*What to produce*:
Copy each line of the data below exactly, leaving out pictures.

□ □ □ □ □ □ □

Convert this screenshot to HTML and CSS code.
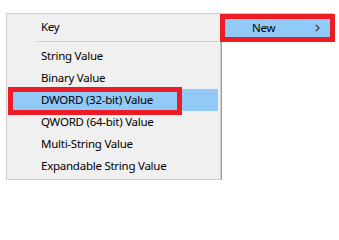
FILE: index.html
```html
<!DOCTYPE html>
<html>
<head>
<meta charset="utf-8">
<link rel="stylesheet" href="styles.css">
</head>
<body>
<div class="stage">
  <div class="submenu">
    <div class="item">Key</div>
    <div class="sep"></div>
    <div class="item">String Value</div>
    <div class="item">Binary Value</div>
    <div class="item hl">DWORD (32-bit) Value<span class="annot dword"></span></div>
    <div class="item">QWORD (64-bit) Value</div>
    <div class="item">Multi-String Value</div>
    <div class="item">Expandable String Value</div>
  </div>
  <div class="parent">
    <div class="new">
      <span class="new-label">New</span>
      <svg class="chev" width="5" height="8" viewBox="0 0 5 8"><polyline points="0.8,0.8 4,4 0.8,7.2" fill="none" stroke="#333" stroke-width="1.2"/></svg>
      <span class="annot full"></span>
    </div>
  </div>
</div>
</body>
</html>
```
FILE: styles.css
```css
html, body {
  margin: 0;
  padding: 0;
  background: #ffffff;
}
body {
  font-family: "Noto Sans", "Open Sans", sans-serif;
  font-size: 11.5px;
  letter-spacing: -0.25px;
  color: #000;
}
.stage {
  display: flex;
  align-items: flex-start;
  padding: 13px 0 0 6px;
}
.submenu {
  box-sizing: border-box;
  width: 215px;
  background: #f0f0f0;
  border: 1px solid #cccccc;
  box-shadow: 1px 0 0 #a0a0a0;
  padding: 2px 0;
}
.item {
  position: relative;
  height: 22px;
  line-height: 22px;
  margin: 0 2px 0 1px;
  padding-left: 33px;
  white-space: nowrap;
}
.item.hl {
  background: #91c9f7;
}
.sep {
  height: 1px;
  background: #cccccc;
  margin: 3px 2px 3px 30px;
}
.annot {
  position: absolute;
  box-sizing: border-box;
  border: 5px solid #ed1c24;
}
.annot.dword {
  left: 0px;
  top: -2px;
  width: 174px;
  height: 28px;
}
.parent {
  margin-left: -1px;
  width: 113px;
  border-top: 1px solid #cccccc;
}
.new {
  position: relative;
  display: flex;
  align-items: center;
  box-sizing: border-box;
  width: 115px;
  height: 28px;
  background: #91c9f7;
  padding-left: 32px;
}
.new-label {
  line-height: 28px;
}
.chev {
  margin-left: auto;
  margin-right: 15px;
}
.annot.full {
  left: 0;
  top: 0;
  right: 0;
  bottom: 0;
}
```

□ □ □ □ □ □ □

*Final answer*:
Convert this screenshot to HTML and CSS code.
FILE: index.html
```html
<!DOCTYPE html>
<html>
<head>
<meta charset="utf-8">
<link rel="stylesheet" href="styles.css">
</head>
<body>
<div class="stage">
  <div class="submenu">
    <div class="item">Key</div>
    <div class="sep"></div>
    <div class="item">String Value</div>
    <div class="item">Binary Value</div>
    <div class="item hl">DWORD (32-bit) Value<span class="annot dword"></span></div>
    <div class="item">QWORD (64-bit) Value</div>
    <div class="item">Multi-String Value</div>
    <div class="item">Expandable String Value</div>
  </div>
  <div class="parent">
    <div class="new">
      <span class="new-label">New</span>
      <svg class="chev" width="5" height="8" viewBox="0 0 5 8"><polyline points="0.8,0.8 4,4 0.8,7.2" fill="none" stroke="#333" stroke-width="1.2"/></svg>
      <span class="annot full"></span>
    </div>
  </div>
</div>
</body>
</html>
```
FILE: styles.css
```css
html, body {
  margin: 0;
  padding: 0;
  background: #ffffff;
}
body {
  font-family: "Noto Sans", "Open Sans", sans-serif;
  font-size: 11.5px;
  letter-spacing: -0.25px;
  color: #000;
}
.stage {
  display: flex;
  align-items: flex-start;
  padding: 13px 0 0 6px;
}
.submenu {
  box-sizing: border-box;
  width: 215px;
  background: #f0f0f0;
  border: 1px solid #cccccc;
  box-shadow: 1px 0 0 #a0a0a0;
  padding: 2px 0;
}
.item {
  position: relative;
  height: 22px;
  line-height: 22px;
  margin: 0 2px 0 1px;
  padding-left: 33px;
  white-space: nowrap;
}
.item.hl {
  background: #91c9f7;
}
.sep {
  height: 1px;
  background: #cccccc;
  margin: 3px 2px 3px 30px;
}
.annot {
  position: absolute;
  box-sizing: border-box;
  border: 5px solid #ed1c24;
}
.annot.dword {
  left: 0px;
  top: -2px;
  width: 174px;
  height: 28px;
}
.parent {
  margin-left: -1px;
  width: 113px;
  border-top: 1px solid #cccccc;
}
.new {
  position: relative;
  display: flex;
  align-items: center;
  box-sizing: border-box;
  width: 115px;
  height: 28px;
  background: #91c9f7;
  padding-left: 32px;
}
.new-label {
  line-height: 28px;
}
.chev {
  margin-left: auto;
  margin-right: 15px;
}
.annot.full {
  left: 0;
  top: 0;
  right: 0;
  bottom: 0;
}
```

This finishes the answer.